While some children will “read anything,” she said, others don’t get excited about reading unless they find books that are just right for them. For a lot of students, “those beginning readers can be read so quickly” that they run out of options at their level. So for those who like to read about animals, her books add a few more possibilities.
What Brimm captured through photographs during Skye’s first three months with the family help to tell the stories that she was inspired to write.
“They love nonfiction books,” teacher Amanda Wagenhoffer said of her kindergarten class, which Brimm was reading to. “They especially love books about cute little animals.”
In addition, “We’re working on our sight words, and those books are full of words they feel they’ve mastered,” she said.
Brimm has been reading the books to kindergartners and, with a lot of variation in reading levels, some children that age can read them on their own.

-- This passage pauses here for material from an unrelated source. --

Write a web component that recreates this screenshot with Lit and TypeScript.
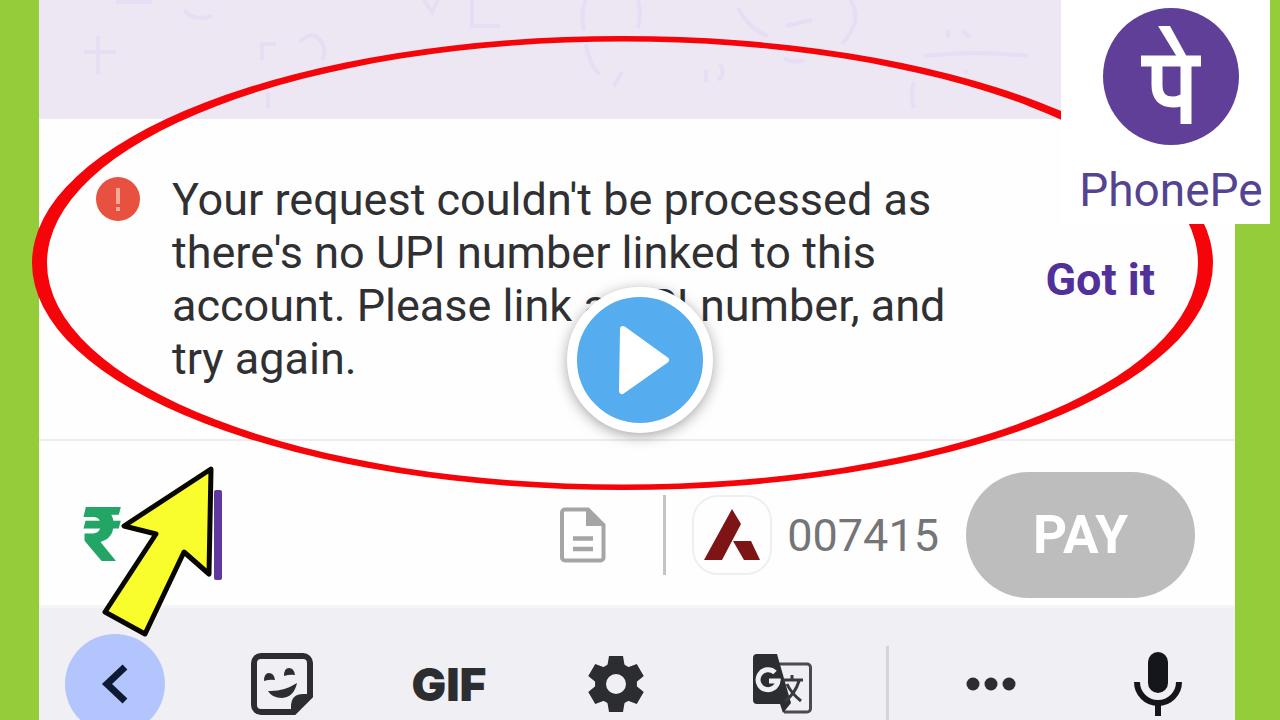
import { LitElement, html, css } from "lit";
import { customElement, state } from "lit/decorators.js";

@customElement("app-root")
export class AppRoot extends LitElement {
  @state() private amount = "";

  static styles = css`
    :host {
      display: block;
      font-family: Roboto, "Noto Sans", sans-serif;
    }
    * {
      box-sizing: border-box;
    }
    button {
      border: 0;
      padding: 0;
      margin: 0;
      background: none;
      font: inherit;
      color: inherit;
      cursor: pointer;
    }
    svg {
      display: block;
    }
    .stage {
      position: relative;
      height: 100vh;
      overflow: hidden;
      padding: 0 45px 0 39px;
      background: #94cd39;
    }
    .phone {
      display: flex;
      flex-direction: column;
      min-height: 100%;
      background: #fefefe;
    }
    .chat {
      height: 119px;
      background: #ede7f4;
      overflow: hidden;
    }
    .notice {
      display: flex;
      align-items: center;
      gap: 32px;
      padding: 54px 80px 54px 57px;
      border-bottom: 2px solid #ededee;
    }
    .alert {
      flex: none;
      align-self: flex-start;
      margin-top: 4px;
    }
    .message {
      flex: 1;
      margin: 0;
      padding-right: 48px;
      font-size: 45px;
      line-height: 53px;
      color: #303033;
    }
    .got {
      font-size: 45px;
      font-weight: 700;
      color: #52309a;
    }
    .entry {
      display: flex;
      align-items: center;
      padding: 31px 40px 7px 43px;
    }
    .rupee {
      font-size: 76px;
      line-height: 80px;
      font-weight: 900;
      color: #22a565;
    }
    .amount {
      width: 92px;
      border: 0;
      padding: 0;
      outline: 0;
      background: transparent;
      font: 45px Roboto, sans-serif;
      color: #303033;
    }
    .caret {
      width: 8px;
      height: 90px;
      border-radius: 2px;
      background: #5e3aa0;
    }
    .tools {
      display: flex;
      align-items: center;
      margin-left: auto;
    }
    .rule {
      width: 3px;
      height: 80px;
      margin: 0 26px 0 57px;
      background: #c4c4c6;
    }
    .bank {
      display: flex;
      align-items: center;
      gap: 15px;
      margin-right: 27px;
      font-size: 45px;
      color: #757578;
    }
    .tile {
      display: grid;
      place-items: center;
      width: 80px;
      height: 80px;
      border: 2px solid #f0eeef;
      border-radius: 26px;
    }
    .pay {
      width: 229px;
      height: 126px;
      border-radius: 63px;
      background: #bdbdbd;
      color: #fff;
      font-size: 53px;
      font-weight: 700;
    }
    .keys {
      flex: 1;
      display: flex;
      align-items: flex-start;
      justify-content: space-between;
      padding: 26px 27px 0 26px;
      border-top: 3px solid #f5f5f7;
      background: #efeff4;
      color: #2c2d30;
    }
    .group {
      display: flex;
      gap: 67px;
    }
    .key {
      display: grid;
      place-items: center;
      width: 100px;
      height: 100px;
      border-radius: 50px;
    }
    .back {
      background: #b3c5fd;
    }
    .gif {
      font-family: Inter, sans-serif;
      font-size: 46px;
      font-weight: 900;
    }
    .split {
      width: 3px;
      height: 100px;
      margin-top: 12px;
      background: #d4d4d9;
    }
    .marks {
      position: absolute;
      inset: 0;
      width: 100%;
      height: 100%;
      pointer-events: none;
    }
    .brand {
      position: absolute;
      top: 0;
      right: 10px;
      width: 209px;
      height: 224px;
      padding: 8px 0 0 11px;
      display: flex;
      flex-direction: column;
      align-items: center;
      gap: 18px;
      background: #fff;
      color: #544391;
      font-size: 46px;
      line-height: 54px;
    }
    .play {
      position: absolute;
      top: 50%;
      left: 50%;
      display: grid;
      place-items: center;
      width: 146px;
      height: 146px;
      margin: -73px 0 0 -73px;
      border: 10px solid #fff;
      border-radius: 50%;
      background: #55acee;
      box-shadow: 0 3px 14px rgba(0, 0, 0, 0.35);
    }
  `;

  private onAmount(e: Event) {
    this.amount = (e.target as HTMLInputElement).value;
  }

  render() {
    return html`
      <div class="stage">
        <main class="phone">
          <div class="chat">
            <svg width="1022" height="118" viewBox="39 0 1022 118" fill="none" stroke="#e6dcf6" stroke-width="4" opacity="0.8" aria-hidden="true">
              <path d="M84 52h32M98 36v38M116 2h36M184 10q10 12 28 6M262 60v-16h14M300 42q12-12 20-2t2 20M268 108v-16M424 0l8 12 6-12M472 0v26h28M584 30q-4-16 2-30M638 28q4-14 0-28M586 44q4 24 14 30M614 86l8-14M706 70v12M720 64q6 10-2 16" />
              <path d="M738 8q12 22 30 28M786 26l26-6M850 0q14 20-8 44M784 58q10 6 20 2M948 38v-8M962 30l8 8M924 56q50-6 104 0M966 70v4M914 108q-4-12 0-26" />
            </svg>
          </div>
          <section class="notice" role="alert">
            <svg class="alert" width="44" height="44" viewBox="0 0 44 44" aria-hidden="true">
              <circle cx="22" cy="22" r="22" fill="#e8503f" />
              <path d="M22 11v16M22 30v4" stroke="#f8a896" stroke-width="4" />
            </svg>
            <p class="message">
              Your request couldn't be processed as there's no UPI number linked to this account. Please link a UPI number, and try again.
            </p>
            <button class="got">Got it</button>
          </section>
          <section class="entry">
            <label class="rupee" for="amount">₹</label>
            <input class="amount" id="amount" aria-label="Amount in rupees" inputmode="decimal" .value=${this.amount} @input=${this.onAmount} />
            <span class="caret"></span>
            <div class="tools">
              <button aria-label="Add note">
                <svg width="46" height="56" viewBox="0 0 46 56">
                  <path d="M5 2.500h23l15.500 15.500v32.500a3 3 0 0 1-3 3H5a3 3 0 0 1-3-3V5.500a3 3 0 0 1 3-3z" fill="none" stroke="#a5a5a7" stroke-width="4" />
                  <path d="M26 2v17h18z" fill="#a5a5a7" />
                  <path d="M13 31.500h20M13 42h20" stroke="#a5a5a7" stroke-width="4.500" />
                </svg>
              </button>
              <span class="rule"></span>
              <button class="bank">
                <span class="tile">
                  <svg width="56" height="52" viewBox="0 0 56 52" fill="#7d1416">
                    <path d="M28 0l9 15L18 51H0zM29 32h18l9 19H40z" />
                  </svg>
                </span>
                007415
              </button>
              <button class="pay">PAY</button>
            </div>
          </section>
          <nav class="keys" aria-label="Keyboard tools">
            <div class="group">
              <button class="key back" aria-label="Back">
                <svg width="28" height="40" viewBox="0 0 28 40"><path d="M24 3L6 20l18 17" fill="none" stroke="#0e1a33" stroke-width="7" /></svg>
              </button>
              <button class="key" aria-label="Stickers">
                <svg width="62" height="62" viewBox="0 0 62 62">
                  <path d="M10 3h42a7 7 0 0 1 7 7v33L43 59H10a7 7 0 0 1-7-7V10a7 7 0 0 1 7-7z" fill="none" stroke="#2c2d30" stroke-width="6" />
                  <path d="M40 60V52q1-11 12-11h9z" fill="#2c2d30" />
                  <path d="M17 38q15 1 29-8-3 14-15 15-10 0-14-7z" fill="#2c2d30" />
                  <path d="M13 28q0-8 5-8t6 7q-5-1-11 1zM33 23q0-8 5-8t6 7q-5-1-11 1z" fill="#2c2d30" />
                </svg>
              </button>
              <button class="key gif">GIF</button>
              <button class="key" aria-label="Settings">
                <svg width="56" height="56" viewBox="-28 -28 56 56" fill="#2c2d30">
                  <path d="M-7-28H7l2 12H-9zM-7 28H7l2-12H-9z" />
                  <path d="M-7-28H7l2 12H-9zM-7 28H7l2-12H-9z" transform="rotate(60)" />
                  <path d="M-7-28H7l2 12H-9zM-7 28H7l2-12H-9z" transform="rotate(120)" />
                  <circle r="15.500" fill="none" stroke="#2c2d30" stroke-width="11" />
                </svg>
              </button>
              <button class="key" aria-label="Translate">
                <svg width="60" height="60" viewBox="0 0 60 60" fill="none">
                  <path d="M26 10h28a3.500 3.500 0 0 1 3.500 3.500v41A3.500 3.500 0 0 1 54 58H31" stroke="#4a4b4e" stroke-width="3" />
                  <path d="M4 0h20l14 49-8 10-3-9H4a4 4 0 0 1-4-4V4a4 4 0 0 1 4-4z" fill="#2c2d30" />
                  <path d="M22 18.500a10 10 0 1 0 3 8.500h-9" stroke="#efeff4" stroke-width="5" />
                  <path d="M30 26h20M39 21v5M46 27q-4 13-14 20M34 30q4 9 14 17" stroke="#3a3b3e" stroke-width="3" />
                </svg>
              </button>
            </div>
            <span class="split"></span>
            <div class="group">
              <button class="key" aria-label="More">
                <svg width="50" height="14" viewBox="0 0 50 14" fill="#2c2d30"><circle cx="7" cy="7" r="6.500" /><circle cx="25" cy="7" r="6.500" /><circle cx="43" cy="7" r="6.500" /></svg>
              </button>
              <button class="key" aria-label="Voice input">
                <svg width="48" height="64" viewBox="0 0 48 64">
                  <rect x="14" y="0" width="20" height="41" rx="10" fill="#15161b" />
                  <path d="M3 30a21 21 0 0 0 42 0M24 51v13" fill="none" stroke="#15161b" stroke-width="6" />
                </svg>
              </button>
            </div>
          </nav>
        </main>

        <svg class="marks" viewBox="0 0 1280 720" preserveAspectRatio="none" aria-hidden="true">
          <path fill="#f5040a" fill-rule="evenodd" d="M32 263a590.500 227 0 1 1 1181 0a590.500 227 0 1 1-1181 0zM47 263a575.500 221.500 0 1 0 1151 0a575.500 221.500 0 1 0-1151 0z" />
          <path d="M211 469L124 526l32 8L105 612l40 22 39-82 25 22z" fill="#fafd2c" stroke="#080600" stroke-width="5" stroke-linejoin="round" />
        </svg>

        <aside class="brand">
          <svg width="136" height="137" viewBox="0 0 136 137" role="img" aria-label="PhonePe logo">
            <ellipse cx="68" cy="68.500" rx="68" ry="68.500" fill="#5f3f98" />
            <path d="M38 53h60M83 53v63M54 53v24q0 17 16 17 8 0 13-5" fill="none" stroke="#fff" stroke-width="11" />
            <path d="M55 18h12l17 31h-10z" fill="#fff" />
          </svg>
          <span>PhonePe</span>
        </aside>

        <button class="play" aria-label="Play">
          <svg width="60" height="72" viewBox="0 0 60 72"><path d="M13 5L56 36 12 67z" fill="#fff" stroke="#fff" stroke-width="6" stroke-linejoin="round" /></svg>
        </button>
      </div>
    `;
  }
}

However, they are designed for slightly older students in first- and second-grades to read themselves.
The first one, “Skye Gets Surprised,” has 101 words. The other two are beginning reader chapter books, with about 100 words in each chapter. “Zip, Zoom, Zip” has three chapters and “Skye’s Life” has four.
“It’s fun when you get to read something that has chapters and I know the words are easy enough that you can access it,” said Brimm. She introduces her young readers to the shortest story before encouraging them to tackle the chapter books. “They just get really proud when they’re done.”
As for visiting kindergarten classes with her books, she noted that the children were preparing “to write their own personal narratives.”
Wagenhoffer said they had previously done units on writing stories that are make-believe and show-and-tell, or something that’s special to them.
“We write for a purpose, an authentic purpose,” she explained. Wagenhoffer emphasizes to students that “our writing can become a book, people can read our writing.”
Starting in November, “we’ve been working on writing our own true stories,” she added. “So, when Kim wanted to share (her books), it really lined up perfectly.”